Now, I'm not saying that in certain circumstances, ETFs can't be cheaper. I'm saying the real answer is: It Depends.

* It depends on how much you contribute. The smaller your contribution balance is, the larger in percentage your trading fees are.

* It depends on how often you contribute. If you're in a 401(k) program, where you may be automatically contributing bi-weekly, the fees are going to destroy you. However, if you're someone who is only making annual buys, say, in an IRA, then it's not so bad.

* It also depends on how many ETFs you plan on buying. A typical portfolio will consist of at least one large cap ETF, one bond ETF, and perhaps an international ETF. You may have more, and the point is, all those ETFs each require a separate trading fee from you.

* And finally, it depends on your existing balance. For example, if you're someone who is just starting out and have a fairly small amount, the difference in the expense ratio is negligible. Now, if you have a lot of money already invested, then yes, I agree expense ratios are extremely important.

Bottom line, I don't understand what the fascination with ETFs are. I mean I can articulate circumstances where even I will use them, but for the most part, I think you can do just fine with regular mutual funds.

Investing isn't always exciting, but it doesn't have to be. It just has to work.

4 Responses to “Rant about ETFs”

  1. disneysteve Says:

    I have always agreed, but times are changing. Both Vanguard and Schwab, to name two biggies, now sell ETFs commission-free. That makes them much more attractive even for small investors or those who invest over time. I have not switched into ETFs myself but I've been thinking about it since we have a lot of money with Vanguard. It would be a simple matter to convert from some of our index funds to comparable ETFs.

  2. Tabs Says:

    Yes indeed! Well, the Vanguard one is news to me, but I've known about the Fidelity deal for a little while now. They offer basic Powershare ETFs commission-free, and there's about a dozen of them. Good enough to build a basic portfolio, but more specialized ETFs still cost money.

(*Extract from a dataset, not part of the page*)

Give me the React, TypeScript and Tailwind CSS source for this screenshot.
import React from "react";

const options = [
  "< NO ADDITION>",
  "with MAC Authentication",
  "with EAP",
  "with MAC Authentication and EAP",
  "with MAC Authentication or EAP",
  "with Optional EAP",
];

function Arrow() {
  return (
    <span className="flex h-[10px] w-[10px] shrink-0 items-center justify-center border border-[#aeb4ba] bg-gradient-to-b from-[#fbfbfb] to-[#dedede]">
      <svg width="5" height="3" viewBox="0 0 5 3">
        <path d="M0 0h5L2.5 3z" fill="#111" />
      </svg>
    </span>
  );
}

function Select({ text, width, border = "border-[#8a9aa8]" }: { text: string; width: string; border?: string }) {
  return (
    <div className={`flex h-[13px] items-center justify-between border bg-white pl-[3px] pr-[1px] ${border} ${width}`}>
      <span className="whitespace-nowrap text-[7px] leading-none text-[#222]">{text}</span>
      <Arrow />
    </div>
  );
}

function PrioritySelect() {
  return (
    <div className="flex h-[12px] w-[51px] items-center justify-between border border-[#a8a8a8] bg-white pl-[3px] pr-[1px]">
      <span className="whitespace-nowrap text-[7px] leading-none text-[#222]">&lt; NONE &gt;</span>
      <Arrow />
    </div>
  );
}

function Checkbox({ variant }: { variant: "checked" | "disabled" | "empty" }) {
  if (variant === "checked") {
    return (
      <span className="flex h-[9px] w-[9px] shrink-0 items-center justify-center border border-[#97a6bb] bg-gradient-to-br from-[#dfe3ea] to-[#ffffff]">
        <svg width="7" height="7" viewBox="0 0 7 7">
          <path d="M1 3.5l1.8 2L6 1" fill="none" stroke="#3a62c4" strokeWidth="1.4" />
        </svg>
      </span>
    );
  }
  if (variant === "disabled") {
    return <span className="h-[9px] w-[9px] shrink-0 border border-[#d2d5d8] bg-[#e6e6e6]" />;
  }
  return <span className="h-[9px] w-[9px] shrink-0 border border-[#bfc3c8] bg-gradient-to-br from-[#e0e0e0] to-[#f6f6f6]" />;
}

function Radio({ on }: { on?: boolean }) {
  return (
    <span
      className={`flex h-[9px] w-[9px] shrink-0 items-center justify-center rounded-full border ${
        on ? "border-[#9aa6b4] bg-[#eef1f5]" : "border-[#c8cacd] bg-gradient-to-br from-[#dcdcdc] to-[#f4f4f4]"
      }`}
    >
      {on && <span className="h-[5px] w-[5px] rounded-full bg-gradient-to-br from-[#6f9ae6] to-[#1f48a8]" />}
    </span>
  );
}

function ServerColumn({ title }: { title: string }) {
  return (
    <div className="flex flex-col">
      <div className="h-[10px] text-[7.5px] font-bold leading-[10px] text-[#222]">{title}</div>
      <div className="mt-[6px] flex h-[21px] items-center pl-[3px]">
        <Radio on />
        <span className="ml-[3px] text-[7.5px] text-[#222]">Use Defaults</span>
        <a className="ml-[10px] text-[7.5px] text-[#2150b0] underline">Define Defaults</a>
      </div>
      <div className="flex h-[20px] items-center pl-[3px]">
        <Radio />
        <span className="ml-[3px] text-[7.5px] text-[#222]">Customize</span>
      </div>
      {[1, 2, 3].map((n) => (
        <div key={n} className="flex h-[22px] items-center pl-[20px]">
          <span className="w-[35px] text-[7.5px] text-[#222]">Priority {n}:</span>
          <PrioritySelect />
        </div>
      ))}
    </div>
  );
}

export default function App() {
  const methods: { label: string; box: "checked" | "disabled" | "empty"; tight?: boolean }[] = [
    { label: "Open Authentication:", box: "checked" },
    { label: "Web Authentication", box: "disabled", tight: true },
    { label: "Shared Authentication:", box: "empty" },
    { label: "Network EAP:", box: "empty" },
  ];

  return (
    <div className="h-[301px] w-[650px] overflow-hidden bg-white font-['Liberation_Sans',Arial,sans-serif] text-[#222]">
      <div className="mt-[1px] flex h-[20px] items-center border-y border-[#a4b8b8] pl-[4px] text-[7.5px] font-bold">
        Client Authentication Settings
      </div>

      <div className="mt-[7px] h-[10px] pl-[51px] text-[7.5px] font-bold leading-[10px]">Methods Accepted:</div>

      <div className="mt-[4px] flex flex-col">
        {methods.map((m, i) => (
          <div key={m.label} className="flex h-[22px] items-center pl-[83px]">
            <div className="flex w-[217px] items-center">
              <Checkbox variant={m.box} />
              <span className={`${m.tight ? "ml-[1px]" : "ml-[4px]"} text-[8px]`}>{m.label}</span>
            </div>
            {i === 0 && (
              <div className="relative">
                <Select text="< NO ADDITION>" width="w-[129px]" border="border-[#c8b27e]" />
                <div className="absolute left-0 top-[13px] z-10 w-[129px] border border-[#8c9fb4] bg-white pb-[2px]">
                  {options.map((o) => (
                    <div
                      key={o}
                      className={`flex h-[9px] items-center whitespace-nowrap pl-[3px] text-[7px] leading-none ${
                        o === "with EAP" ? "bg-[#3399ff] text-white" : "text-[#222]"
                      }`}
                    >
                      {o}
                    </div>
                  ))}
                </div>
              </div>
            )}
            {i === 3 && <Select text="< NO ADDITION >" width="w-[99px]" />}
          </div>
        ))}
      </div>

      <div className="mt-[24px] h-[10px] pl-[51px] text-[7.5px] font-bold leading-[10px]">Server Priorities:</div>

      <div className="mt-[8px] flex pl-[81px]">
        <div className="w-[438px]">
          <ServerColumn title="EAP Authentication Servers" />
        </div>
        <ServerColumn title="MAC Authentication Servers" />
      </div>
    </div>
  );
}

    That and I don't know how prevalent or how permanent this deal is? There is a good possibility that Vanguard and Fidelity are currently engaged in a price war, hence the freebie deal.

    Moreover, on a strict expense ratio basis, select index funds such as Vanguard's Admiral Shares and Fidelity Spartan Funds can be just as competitive, each floating around 0.1%.

    Either way, my only point of contention is that I don't believe in blanket statements such as "ETFs are always better than mutual funds" or vice versa. It just depends.

  3. disneysteve Says:

    "Either way, my only point of contention is that I don't believe in blanket statements such as "ETFs are always better than mutual funds" or vice versa. It just depends."

    For sure. Until I heard about the Vanguard and Schwab deals, I didn't really see much point at all in ETFs since I'm a dollar-cost-averaging investor. It is only now that they've eliminated the commissions that I've started to take a closer look.

  4. Tabs Says:

    Oops! I meant Schwab, not Vanguard. But in any case, Schwab only has eight ETFs that are listed for the free commission, and their expense ratios range from 0.06% to 0.35%. That's still comparable to the index fund examples I've listed earlier, which is really 0.07% to 0.09%.